Bruandwo’s final, Everyday Low Price offer of an effective 1c increase
on the Coles Myer-Macquarie offer of $3.75, won the day today when
Coles announced it was withdrawing – check out the official
announcement here.

That brought acceptance from the board of ALH – view that announcement here
– after the Coles withdrawal say a surge of shares into the Bruwando
acceptance facility sufficient to meet the 20% condition, meaning the
higher price will now be paid of $3.76.

Woolies share price opened at $13.59 today and didn’t go any higher.
After Coles withdrew and Woolies was left holding a greatly more
expensive ALH in its shopping basket, the shares went south even
further, reaching the day’s low in the mid afternoon of $13.42.

In contrast Coles Myer shares nudged 3c higher to $9.30 as shareholders voted cautiously in favour of not pursuing ALH.

Of course the spinners at Woolies and their mates at UBS will get busy
peddling a story of a bargain and what a wonderfully tough CEO Roger
is. Yes, many suppliers to Woolies already know that.

It will be just hot air, the proof will be in the returns over the next ten years from this deal.

First off will be the savings from chopping of the board and senior
management at ALH by a vengeful Roger Corbett and gang (including his
Queensland henchman, Bruce Mathieson).

Roger doesn’t like anyone standing up to him, even though he comes
across in public as Mr Nice Guy. In business he’s known as a very hard
man.

Roger was quite dismissive of the management ranks of ALH, and analysts
say an immediate cost saving of $20 to $25 million will be found by
Bruandwo by chopping and cleaning out the ALH head office.

Fosters wins with an extra $53 million for its 10% stake that it was
forced to buy last year in the wake of the poor attempt of a float by
Macquarie Bank.

That stake is now worth just over $130 million, a nice gain and one
that should go to shareholders who were stiffed by the board in the
botched float.

The Fosters board will now no doubt have the hide to snatch this victory from the jaws of their own incompetence.

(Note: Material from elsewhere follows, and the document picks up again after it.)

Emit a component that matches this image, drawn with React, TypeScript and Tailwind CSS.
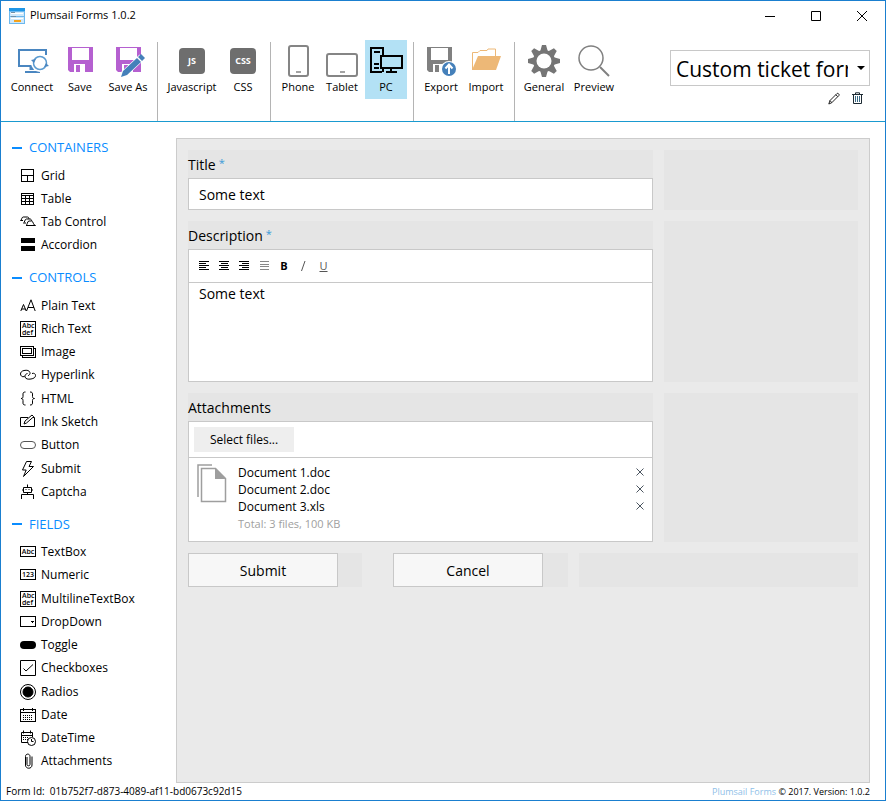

Perhaps we could ask then again to explain why they are not dunces for
selling ALH like they did last year and giving Macquarie Bank (the new
best friends of Coles) $100 million.

Of course the self interested justification that passed for an
explanation at yesterday’s Fosters annual meeting – read more here – failed to
apologise not for stuffing it up and depriving Fosters shareholders of
valuable cash, but for treating them so arrogantly in the first place.

Remember this collection of clowns (minus Ted Kunkel, now a very former
CEO, but including the present chief, Trevor O ‘Hoy) did sell
something that wasn’t theirs to sell.

ALH was owned by Fosters shareholders. It should have been distributed
to them as a specie payment on a pro rata basis. That way shareholders
would have maintained ownership of their asset, over $100 million would
not have been shuffled off into the Macquarie Bank coffers, and the
present battle (which would have still happened) might have started and
ended in a completely different fashion.

Fosters shareholders were told the company raised $1.4 billion from
selling ALH and its properties. The company turned around and spent
$670 million buying back Fosters shares. For what purpose? The
distribution of ALH shares would have done the job very nicely, and
rewarded shareholders.

Probably the smartest comment came from Chanticleer, in The Australian
Financial Review
(it’s premium so we won’t make you pay) about the
winners and losers in hotly contested takeovers of the past, and by
Stephen Bartholomeusz in the Fairfax media.

Woolies of course has paid $1.01 more than they said they would when
the bid was launched in July through Bruandwo at $2.75. That was then
cut to $2.685 per share when Woolies and Roger said ALH shareholders
could not effectively keep the final 6.5c a share final dividend they
were entitled to.

That effectively made the offer very skinny and ruined any hope that
the initial hardline approach could be converted into a softer, less
hostile offer.

That was to cost Roger and Woolies around $364 million more by today,
possibly the best example in recent years of the added costs of being a
big noting chief executive when a softer, friendly offer would have
saved money. $3.10 was always the price where many big shareholders
would have sold out. That’s a saving of $232 million or thereabouts.
Sure beats Every Day Low Prices at Woolies, doesn’t it.